Suppose your 4 sets are $\lbrace a,b\rbrace,\lbrace a,c\rbrace,\lbrace d,e\rbrace,\lbrace f,g\rbrace$. All told, there are 7 elements, and you want to choose each with probability $1/7$. You could just lay out the 7 elements and choose one uniformly at random, but for some reason you would rather choose one of the four sets uniformly at random, then choose an element uniformly at random from that set, and if the chosen element is in more than one set (in our case, if the chosen element is $a$), then with probability $1/2$ you want to discard it and try again. So let's see what happens with that procedure.

The probability of winding up with $d$ is the probability of getting $d$ in one go, plus [the probability of getting $a$, times the probability of discarding $a$, times the probability of then getting $d$ on the second go]. This is $(1/8)+(2/8)(1/2)(1/8)=9/64\ne1/7$.

So already we see that we're not getting the desired $1/7$.

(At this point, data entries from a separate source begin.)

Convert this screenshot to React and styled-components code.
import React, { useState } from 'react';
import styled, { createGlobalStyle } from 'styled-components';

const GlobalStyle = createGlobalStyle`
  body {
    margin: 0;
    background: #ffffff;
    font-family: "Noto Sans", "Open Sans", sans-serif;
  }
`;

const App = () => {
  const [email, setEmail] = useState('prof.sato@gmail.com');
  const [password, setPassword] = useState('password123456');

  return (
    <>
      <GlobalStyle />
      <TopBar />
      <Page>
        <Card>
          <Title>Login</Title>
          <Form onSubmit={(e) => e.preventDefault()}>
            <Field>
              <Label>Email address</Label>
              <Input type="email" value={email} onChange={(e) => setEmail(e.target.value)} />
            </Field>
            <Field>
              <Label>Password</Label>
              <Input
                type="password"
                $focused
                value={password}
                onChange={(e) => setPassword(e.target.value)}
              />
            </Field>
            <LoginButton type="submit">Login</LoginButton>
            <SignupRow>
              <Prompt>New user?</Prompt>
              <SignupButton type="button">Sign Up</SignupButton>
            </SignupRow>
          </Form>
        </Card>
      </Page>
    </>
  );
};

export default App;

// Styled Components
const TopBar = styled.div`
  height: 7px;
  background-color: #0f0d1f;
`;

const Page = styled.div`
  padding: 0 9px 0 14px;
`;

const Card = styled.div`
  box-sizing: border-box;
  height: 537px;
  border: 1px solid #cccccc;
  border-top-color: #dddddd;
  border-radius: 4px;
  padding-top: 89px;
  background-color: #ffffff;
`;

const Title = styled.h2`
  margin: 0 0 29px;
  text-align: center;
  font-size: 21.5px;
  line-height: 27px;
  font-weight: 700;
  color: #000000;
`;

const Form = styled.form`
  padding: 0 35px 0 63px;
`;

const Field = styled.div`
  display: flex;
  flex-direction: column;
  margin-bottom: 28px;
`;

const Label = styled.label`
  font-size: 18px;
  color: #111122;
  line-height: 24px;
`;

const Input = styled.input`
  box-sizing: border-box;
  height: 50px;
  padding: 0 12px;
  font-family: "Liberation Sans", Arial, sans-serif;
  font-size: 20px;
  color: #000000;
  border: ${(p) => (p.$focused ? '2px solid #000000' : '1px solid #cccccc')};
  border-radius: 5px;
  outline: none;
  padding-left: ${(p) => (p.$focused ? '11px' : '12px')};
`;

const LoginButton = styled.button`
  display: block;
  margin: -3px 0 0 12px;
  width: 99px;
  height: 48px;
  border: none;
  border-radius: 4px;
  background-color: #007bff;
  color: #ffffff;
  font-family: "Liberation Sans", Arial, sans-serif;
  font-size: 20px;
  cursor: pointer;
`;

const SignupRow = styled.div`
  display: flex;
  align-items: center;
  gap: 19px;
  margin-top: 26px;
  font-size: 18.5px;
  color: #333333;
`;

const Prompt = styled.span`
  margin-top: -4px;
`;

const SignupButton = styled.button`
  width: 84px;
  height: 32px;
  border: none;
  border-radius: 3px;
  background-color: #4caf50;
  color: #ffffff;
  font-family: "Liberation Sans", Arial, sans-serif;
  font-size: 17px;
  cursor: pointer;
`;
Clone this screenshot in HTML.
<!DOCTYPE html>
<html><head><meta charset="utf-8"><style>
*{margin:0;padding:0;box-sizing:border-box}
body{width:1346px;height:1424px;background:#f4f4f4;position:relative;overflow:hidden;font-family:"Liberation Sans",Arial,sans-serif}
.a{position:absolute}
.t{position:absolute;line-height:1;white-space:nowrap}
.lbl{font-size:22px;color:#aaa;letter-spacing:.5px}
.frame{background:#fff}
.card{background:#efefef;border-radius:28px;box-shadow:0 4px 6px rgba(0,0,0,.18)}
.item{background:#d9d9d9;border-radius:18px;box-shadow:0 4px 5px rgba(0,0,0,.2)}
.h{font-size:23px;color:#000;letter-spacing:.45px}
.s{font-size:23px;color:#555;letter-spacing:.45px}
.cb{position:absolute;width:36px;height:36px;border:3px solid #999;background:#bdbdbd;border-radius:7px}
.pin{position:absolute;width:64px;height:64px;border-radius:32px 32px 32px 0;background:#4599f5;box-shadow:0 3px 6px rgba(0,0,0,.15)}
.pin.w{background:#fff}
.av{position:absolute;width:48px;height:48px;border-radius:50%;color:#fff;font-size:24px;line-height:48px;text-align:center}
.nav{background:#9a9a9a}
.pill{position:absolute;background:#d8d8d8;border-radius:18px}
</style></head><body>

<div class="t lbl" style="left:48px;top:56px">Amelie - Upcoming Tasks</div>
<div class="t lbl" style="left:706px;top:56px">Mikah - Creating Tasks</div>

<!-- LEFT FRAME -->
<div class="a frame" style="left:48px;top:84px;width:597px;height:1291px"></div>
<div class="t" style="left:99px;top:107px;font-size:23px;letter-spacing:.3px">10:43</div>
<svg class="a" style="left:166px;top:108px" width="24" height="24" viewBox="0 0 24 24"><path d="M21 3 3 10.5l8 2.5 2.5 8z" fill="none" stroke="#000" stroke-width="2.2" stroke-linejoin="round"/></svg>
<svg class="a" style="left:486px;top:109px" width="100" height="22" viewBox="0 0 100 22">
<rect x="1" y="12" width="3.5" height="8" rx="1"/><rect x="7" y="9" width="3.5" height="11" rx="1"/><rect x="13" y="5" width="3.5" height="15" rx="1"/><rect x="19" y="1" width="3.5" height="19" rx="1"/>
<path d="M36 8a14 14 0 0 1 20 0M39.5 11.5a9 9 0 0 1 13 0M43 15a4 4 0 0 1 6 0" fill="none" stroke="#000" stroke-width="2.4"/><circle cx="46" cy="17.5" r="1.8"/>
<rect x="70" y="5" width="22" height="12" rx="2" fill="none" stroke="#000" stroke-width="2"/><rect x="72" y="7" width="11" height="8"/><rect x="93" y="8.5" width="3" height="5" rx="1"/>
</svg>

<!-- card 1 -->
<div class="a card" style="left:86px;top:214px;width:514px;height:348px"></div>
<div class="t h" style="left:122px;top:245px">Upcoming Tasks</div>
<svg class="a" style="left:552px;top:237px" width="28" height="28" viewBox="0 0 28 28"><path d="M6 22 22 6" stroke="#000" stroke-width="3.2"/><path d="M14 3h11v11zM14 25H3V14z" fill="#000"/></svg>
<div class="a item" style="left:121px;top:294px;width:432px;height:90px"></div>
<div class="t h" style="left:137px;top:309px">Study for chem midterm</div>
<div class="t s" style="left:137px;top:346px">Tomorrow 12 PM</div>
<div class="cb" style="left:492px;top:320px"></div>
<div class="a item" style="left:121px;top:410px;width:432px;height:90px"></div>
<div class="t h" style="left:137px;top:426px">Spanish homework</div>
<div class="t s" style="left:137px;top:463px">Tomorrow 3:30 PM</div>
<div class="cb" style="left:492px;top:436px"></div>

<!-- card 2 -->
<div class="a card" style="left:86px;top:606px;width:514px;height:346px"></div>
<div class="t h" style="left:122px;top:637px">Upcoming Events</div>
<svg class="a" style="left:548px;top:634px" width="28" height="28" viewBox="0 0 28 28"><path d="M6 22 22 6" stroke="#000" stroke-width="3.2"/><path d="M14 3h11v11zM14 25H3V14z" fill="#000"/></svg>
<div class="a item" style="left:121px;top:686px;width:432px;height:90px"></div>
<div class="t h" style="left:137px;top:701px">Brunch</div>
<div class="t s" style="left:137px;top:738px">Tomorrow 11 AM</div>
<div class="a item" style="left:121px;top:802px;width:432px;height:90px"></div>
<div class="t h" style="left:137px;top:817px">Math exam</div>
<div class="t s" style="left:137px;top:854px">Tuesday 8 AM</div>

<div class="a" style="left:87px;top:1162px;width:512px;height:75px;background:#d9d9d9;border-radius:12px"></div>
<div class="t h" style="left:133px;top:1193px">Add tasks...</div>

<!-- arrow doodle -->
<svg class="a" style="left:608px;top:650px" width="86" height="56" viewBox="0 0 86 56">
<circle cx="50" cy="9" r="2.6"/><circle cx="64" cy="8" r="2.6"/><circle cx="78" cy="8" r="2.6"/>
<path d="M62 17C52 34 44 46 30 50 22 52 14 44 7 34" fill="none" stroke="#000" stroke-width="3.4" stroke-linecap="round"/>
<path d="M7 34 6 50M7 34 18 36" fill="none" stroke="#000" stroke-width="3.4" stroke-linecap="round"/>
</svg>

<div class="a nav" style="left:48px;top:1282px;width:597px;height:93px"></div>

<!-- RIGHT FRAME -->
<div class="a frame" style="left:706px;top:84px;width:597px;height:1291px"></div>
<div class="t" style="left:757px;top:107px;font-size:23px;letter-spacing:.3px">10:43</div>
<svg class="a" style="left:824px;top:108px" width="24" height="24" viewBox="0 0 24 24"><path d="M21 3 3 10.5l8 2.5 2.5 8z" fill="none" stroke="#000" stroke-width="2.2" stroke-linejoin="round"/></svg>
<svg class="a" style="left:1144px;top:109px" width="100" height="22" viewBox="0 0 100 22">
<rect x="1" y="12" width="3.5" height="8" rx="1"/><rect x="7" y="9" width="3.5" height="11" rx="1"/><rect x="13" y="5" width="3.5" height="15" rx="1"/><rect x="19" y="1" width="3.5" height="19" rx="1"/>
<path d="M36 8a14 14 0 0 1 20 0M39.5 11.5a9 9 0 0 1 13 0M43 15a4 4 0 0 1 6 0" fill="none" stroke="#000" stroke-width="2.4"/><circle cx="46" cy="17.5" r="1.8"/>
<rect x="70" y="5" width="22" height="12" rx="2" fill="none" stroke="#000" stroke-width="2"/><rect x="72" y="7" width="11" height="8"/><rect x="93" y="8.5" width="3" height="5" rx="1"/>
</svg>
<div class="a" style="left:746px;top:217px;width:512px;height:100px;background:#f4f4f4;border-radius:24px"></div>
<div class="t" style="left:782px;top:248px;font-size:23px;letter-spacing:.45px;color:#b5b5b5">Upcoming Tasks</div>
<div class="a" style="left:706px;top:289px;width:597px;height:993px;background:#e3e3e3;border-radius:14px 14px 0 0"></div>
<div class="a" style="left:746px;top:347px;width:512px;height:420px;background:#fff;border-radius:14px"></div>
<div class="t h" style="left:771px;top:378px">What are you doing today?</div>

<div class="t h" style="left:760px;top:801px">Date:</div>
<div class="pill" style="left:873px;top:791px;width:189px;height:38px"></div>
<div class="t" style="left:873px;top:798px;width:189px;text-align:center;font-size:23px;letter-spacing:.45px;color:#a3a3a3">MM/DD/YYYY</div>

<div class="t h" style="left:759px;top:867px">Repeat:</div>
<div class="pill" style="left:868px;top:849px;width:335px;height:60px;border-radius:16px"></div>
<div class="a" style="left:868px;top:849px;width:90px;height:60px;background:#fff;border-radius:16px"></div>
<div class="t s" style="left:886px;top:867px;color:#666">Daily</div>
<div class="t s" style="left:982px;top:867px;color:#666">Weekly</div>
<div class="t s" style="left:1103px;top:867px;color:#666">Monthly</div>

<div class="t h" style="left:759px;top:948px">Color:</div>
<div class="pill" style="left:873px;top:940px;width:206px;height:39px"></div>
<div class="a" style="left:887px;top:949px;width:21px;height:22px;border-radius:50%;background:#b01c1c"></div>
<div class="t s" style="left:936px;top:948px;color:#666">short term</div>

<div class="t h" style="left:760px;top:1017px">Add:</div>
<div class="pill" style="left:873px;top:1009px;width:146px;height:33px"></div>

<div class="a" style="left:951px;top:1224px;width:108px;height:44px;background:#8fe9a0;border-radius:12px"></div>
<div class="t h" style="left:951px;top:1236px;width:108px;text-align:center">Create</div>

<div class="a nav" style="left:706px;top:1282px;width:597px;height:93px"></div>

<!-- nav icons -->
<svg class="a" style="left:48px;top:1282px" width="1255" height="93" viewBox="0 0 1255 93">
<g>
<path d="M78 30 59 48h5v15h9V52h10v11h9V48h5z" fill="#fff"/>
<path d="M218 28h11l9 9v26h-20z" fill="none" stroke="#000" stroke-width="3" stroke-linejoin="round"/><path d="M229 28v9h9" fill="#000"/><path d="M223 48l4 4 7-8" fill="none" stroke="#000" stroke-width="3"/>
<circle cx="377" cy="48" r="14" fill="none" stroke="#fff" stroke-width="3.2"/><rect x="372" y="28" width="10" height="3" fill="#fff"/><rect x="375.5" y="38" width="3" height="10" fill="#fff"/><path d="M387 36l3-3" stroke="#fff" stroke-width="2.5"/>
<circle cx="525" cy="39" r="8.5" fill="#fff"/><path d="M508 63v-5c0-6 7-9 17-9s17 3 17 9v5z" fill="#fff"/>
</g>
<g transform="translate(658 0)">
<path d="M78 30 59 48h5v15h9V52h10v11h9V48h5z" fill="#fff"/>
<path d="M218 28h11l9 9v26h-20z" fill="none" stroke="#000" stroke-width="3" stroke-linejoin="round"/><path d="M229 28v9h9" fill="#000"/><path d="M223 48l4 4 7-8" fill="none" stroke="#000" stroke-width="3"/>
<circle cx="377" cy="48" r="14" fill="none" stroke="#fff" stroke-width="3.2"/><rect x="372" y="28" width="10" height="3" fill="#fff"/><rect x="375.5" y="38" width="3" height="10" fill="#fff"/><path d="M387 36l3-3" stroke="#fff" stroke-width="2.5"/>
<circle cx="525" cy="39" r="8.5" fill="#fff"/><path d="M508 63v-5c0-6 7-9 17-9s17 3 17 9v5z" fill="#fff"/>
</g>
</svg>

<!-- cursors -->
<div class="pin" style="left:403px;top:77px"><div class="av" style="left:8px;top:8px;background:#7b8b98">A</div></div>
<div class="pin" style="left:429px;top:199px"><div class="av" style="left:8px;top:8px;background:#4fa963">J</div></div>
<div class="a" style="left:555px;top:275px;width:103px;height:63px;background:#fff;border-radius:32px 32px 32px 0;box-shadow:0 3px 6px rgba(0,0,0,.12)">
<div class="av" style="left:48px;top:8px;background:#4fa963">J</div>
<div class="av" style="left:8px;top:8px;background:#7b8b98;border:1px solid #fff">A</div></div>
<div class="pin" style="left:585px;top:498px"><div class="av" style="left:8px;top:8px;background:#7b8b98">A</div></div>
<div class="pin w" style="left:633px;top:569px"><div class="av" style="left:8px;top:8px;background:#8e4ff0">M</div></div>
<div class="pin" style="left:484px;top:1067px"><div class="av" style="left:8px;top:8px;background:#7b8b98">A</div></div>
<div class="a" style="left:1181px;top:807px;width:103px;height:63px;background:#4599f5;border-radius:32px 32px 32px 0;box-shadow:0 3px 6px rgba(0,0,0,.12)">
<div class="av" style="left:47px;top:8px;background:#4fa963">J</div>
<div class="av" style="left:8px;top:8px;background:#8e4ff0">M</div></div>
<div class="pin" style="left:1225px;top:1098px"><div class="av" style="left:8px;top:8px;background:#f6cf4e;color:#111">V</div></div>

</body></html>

The results for $e$, $f$, and $g$ will be the same as for $d$.

Now that I think of it, the same calculation applies to $b$ and to $c$. Let's look at $a$. The probability of getting $a$ is $(1/4)(1/2)+(1/4)(1/2)(1/4)=5/32$.

So if "exactly random" means "each outcome equally likely" (and Gauss knows I've tried to extract that piece of information, with no success whatsoever), then the protocol described in the question fails.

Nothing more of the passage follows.